In 2021 L'Huillier was awarded the Optical Society of America Max Born Award for "pioneering work in ultrafast laser science and attosecond physics, realizing and understanding high harmonic generation and applying it to time-resolved imaging of electron motion in atoms and molecules". In 2022 she received the Wolf Prize in Physics for "pioneering contributions to ultrafast laser science and attosecond physics" jointly with Ferenc Krausz and Paul Corkum. Also for 2022, the three were awarded the BBVA Foundation Frontiers of Knowledge Award in Basic Sciences. She also received the French Legion of Honour the same year.

In September 2023, she received the Berthold Leibinger Zukunftspreis for "high harmonic generation and attosecond physics." In October 2023, she was awarded the Nobel Prize in Physics, jointly with Krausz and Pierre Agostini "for experimental methods that generate attosecond pulses of light for the study of electron dynamics in matter".

In November 2023, she received a doctor honoris causa from Paris-Saclay University.
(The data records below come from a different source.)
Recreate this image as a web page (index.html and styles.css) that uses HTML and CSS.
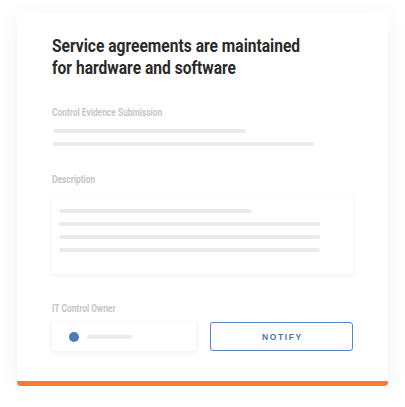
FILE: index.html
```html
<!DOCTYPE html>
<html lang="en">
<head>
<meta charset="utf-8">
<title>Service agreements</title>
<link rel="stylesheet" href="styles.css">
</head>
<body>
<div class="card">
  <h1 class="title"><span class="line">Service agreements are maintained</span><span class="line">for hardware and software</span></h1>

  <div class="label label-first"><span class="cond">Control Evidence Submission</span></div>
  <div class="skel skel-a"></div>
  <div class="skel skel-b"></div>

  <div class="label label-desc"><span class="cond">Description</span></div>
  <div class="desc-box">
    <div class="skel skel-c"></div>
    <div class="skel skel-d"></div>
    <div class="skel skel-d"></div>
    <div class="skel skel-d"></div>
  </div>

  <div class="label label-owner"><span class="cond">IT Control Owner</span></div>
  <div class="owner-row">
    <div class="owner-box">
      <span class="dot"></span>
      <span class="skel skel-owner"></span>
    </div>
    <button class="notify">NOTIFY</button>
  </div>
</div>
</body>
</html>
```
FILE: styles.css
```css
html, body {
  margin: 0;
  padding: 0;
  background: #ffffff;
}

body {
  padding: 13px 17px 0 17px;
}

.card {
  box-sizing: border-box;
  width: 371px;
  height: 373px;
  padding: 22px 35px 0 35px;
  background: #ffffff;
  border-bottom: 5px solid #ff7a2a;
  border-radius: 4px;
  box-shadow: 0 4px 22px rgba(40, 60, 110, 0.07);
}

.title {
  margin: 0;
  font-family: Roboto, "Liberation Sans", sans-serif;
  font-weight: 700;
  font-size: 17.5px;
  line-height: 22px;
  color: #2a2a2a;
  white-space: nowrap;
}

.title .line {
  display: block;
  transform: scaleX(0.89);
  transform-origin: left center;
}

.label {
  font-family: Roboto, "Liberation Sans", sans-serif;
  font-weight: 700;
  font-size: 10px;
  line-height: 12px;
  color: #c6c6c6;
  white-space: nowrap;
}

.cond {
  display: inline-block;
  transform: scaleX(0.84);
  transform-origin: left center;
}

.label-first { margin-top: 28px; }
.label-desc { margin-top: 28px; }
.label-owner { margin-top: 29px; }

.skel {
  display: block;
  height: 4px;
  border-radius: 2px;
  background: #ebebeb;
}

.skel-a { width: 193px; margin-top: 10px; margin-left: 1px; }
.skel-b { width: 261px; margin-top: 9px; margin-left: 1px; }

.desc-box {
  box-sizing: border-box;
  width: 301px;
  height: 81px;
  margin-top: 7px;
  padding: 16px 7px 0 7px;
  background: #ffffff;
  border-radius: 2px;
  box-shadow: 0 1px 5px rgba(40, 60, 110, 0.08);
}

.skel-c { width: 193px; }
.skel-d { width: 261px; margin-top: 9px; }

.owner-row {
  display: flex;
  gap: 14px;
  margin-top: 7px;
  height: 29px;
}

.owner-box {
  box-sizing: border-box;
  width: 144px;
  height: 29px;
  display: flex;
  align-items: center;
  padding-left: 17px;
  gap: 8px;
  background: #ffffff;
  border-radius: 2px;
  box-shadow: 0 1px 5px rgba(40, 60, 110, 0.1);
}

.dot {
  width: 10px;
  height: 10px;
  border-radius: 50%;
  background: #4d7bbd;
}

.skel-owner { width: 45px; }

.notify {
  box-sizing: border-box;
  width: 143px;
  height: 29px;
  margin: 0;
  padding: 0 0 0 2px;
  background: #ffffff;
  border: 1px solid #5a86c7;
  border-radius: 3px;
  font-family: "Liberation Sans", Arial, sans-serif;
  font-weight: 700;
  font-size: 8.5px;
  letter-spacing: 1.6px;
  color: #4f74ab;
}
```
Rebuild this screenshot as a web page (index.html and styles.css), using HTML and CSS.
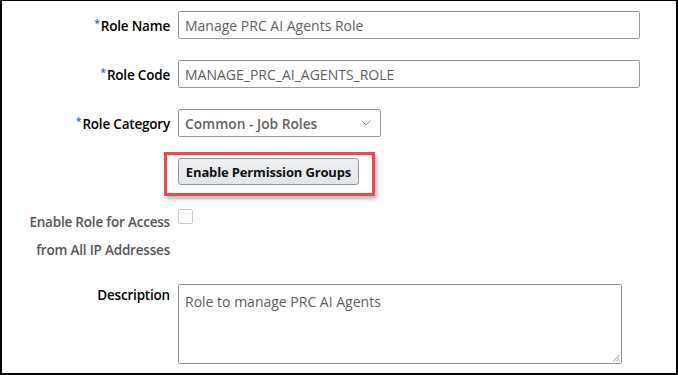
FILE: index.html
```html
<!DOCTYPE html>
<html>
<head>
<meta charset="utf-8">
<link rel="stylesheet" href="styles.css">
</head>
<body>
<div class="frame">
  <div class="row">
    <label class="label req"><span class="star">*</span>Role Name</label>
    <div class="input wide">Manage PRC AI Agents Role</div>
  </div>
  <div class="row">
    <label class="label req"><span class="star">*</span>Role Code</label>
    <div class="input wide">MANAGE_PRC_AI_AGENTS_ROLE</div>
  </div>
  <div class="row">
    <label class="label req"><span class="star">*</span>Role Category</label>
    <div class="input select">
      <span class="seltext">Common - Job Roles</span>
      <svg class="chev" width="10" height="6" viewBox="0 0 10 6"><path d="M0.5 0.5 L5 5 L9.5 0.5" fill="none" stroke="#8a9097" stroke-width="1"/></svg>
    </div>
  </div>
  <div class="row btnrow">
    <div class="highlight">
      <button class="btn">Enable Permission Groups</button>
    </div>
  </div>
  <div class="row checkrow">
    <label class="label muted">Enable Role for Access<br>from All IP Addresses</label>
    <span class="checkbox"></span>
  </div>
  <div class="row descrow">
    <label class="label">Description</label>
    <div class="textarea">Role to manage PRC AI Agents
      <svg class="grip" width="8" height="8" viewBox="0 0 8 8"><path d="M7.5 1 L1 7.5 M7.5 4 L4 7.5 M7.5 6.5 L6.5 7.5" stroke="#777" stroke-width="0.8"/></svg>
    </div>
  </div>
</div>
</body>
</html>
```

FILE: styles.css
```css
html, body {
  margin: 0;
  padding: 0;
  background: #fff;
}
.frame {
  box-sizing: border-box;
  width: 678px;
  height: 375px;
  border-top: 1px solid #000;
  border-left: 2px solid #000;
  border-right: 2px solid #000;
  border-bottom: 2px solid #000;
  padding-top: 10px;
  font-family: "Open Sans", "Noto Sans", sans-serif;
  overflow: hidden;
}
.row {
  display: flex;
  align-items: center;
  margin-bottom: 21px;
}
.label {
  width: 168px;
  flex: none;
  text-align: right;
  font-size: 13.5px;
  font-weight: 600;
  color: #000;
  margin-right: 8px;
  letter-spacing: -0.2px;
}
.star {
  color: #2c6db3;
  font-size: 10.5px;
  vertical-align: 4px;
  margin-right: 1px;
}
.input {
  box-sizing: border-box;
  height: 28px;
  border: 1px solid #8e9ba6;
  border-radius: 2px;
  padding: 0 6px;
  display: flex;
  align-items: center;
  font-size: 14px;
  color: #5e5e5e;
}
.wide {
  width: 462px;
}
.select {
  width: 203px;
  justify-content: space-between;
  padding-right: 9px;
}
.seltext {
  font-size: 13.75px;
  font-weight: 600;
  color: #636363;
}
.chev {
  display: block;
}
.btnrow {
  margin-top: -6px;
  margin-bottom: 12px;
  padding-left: 162px;
}
.highlight {
  border: 3px solid #f0484e;
  padding: 3px 13px 8px 11px;
  box-shadow: 2px 3px 4px rgba(0,0,0,0.28);
}
.btn {
  box-sizing: border-box;
  height: 27px;
  width: 181px;
  border: 1px solid #8a97a3;
  border-radius: 3px;
  background: linear-gradient(#eef0f2, #e3e6e9);
  font-family: "Open Sans", "Noto Sans", sans-serif;
  font-size: 13px;
  font-weight: 700;
  color: #111;
  padding: 0;
  letter-spacing: -0.15px;
}
.checkrow {
  align-items: flex-start;
  margin-bottom: 20px;
}
.muted {
  color: #555;
  line-height: 28px;
}
.checkbox {
  box-sizing: border-box;
  width: 15px;
  height: 15px;
  border: 1px solid #c9c9c9;
  border-radius: 2px;
  margin-top: 1px;
}
.descrow {
  align-items: flex-start;
}
.descrow .label {
  margin-top: 1px;
  line-height: 20px;
}
.textarea {
  position: relative;
  box-sizing: border-box;
  width: 444px;
  height: 80px;
  border: 1px solid #8e9ba6;
  border-radius: 2px;
  padding: 7px 6px;
  font-size: 14px;
  line-height: 19px;
  color: #5e5e5e;
}
.grip {
  position: absolute;
  right: 1px;
  bottom: 1px;
}
```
During the ceremony, 2022 Nobel Prize in Physics, Alain Aspect was the guest of honor.

In March 2024, she received a doctor honoris causa from University of Bordeaux, and in May from the University of Porto.

=== Distinctions ===
- Sweden: Royal Order of the Polar Star, Commander Grand Cross (21 March 2024)
- France: Legion of Honour, Knight (29 December 2022)

==Personal life==
L'Huillier is married to Claes-Göran Wahlström who is also a professor at Lund University. They have two children.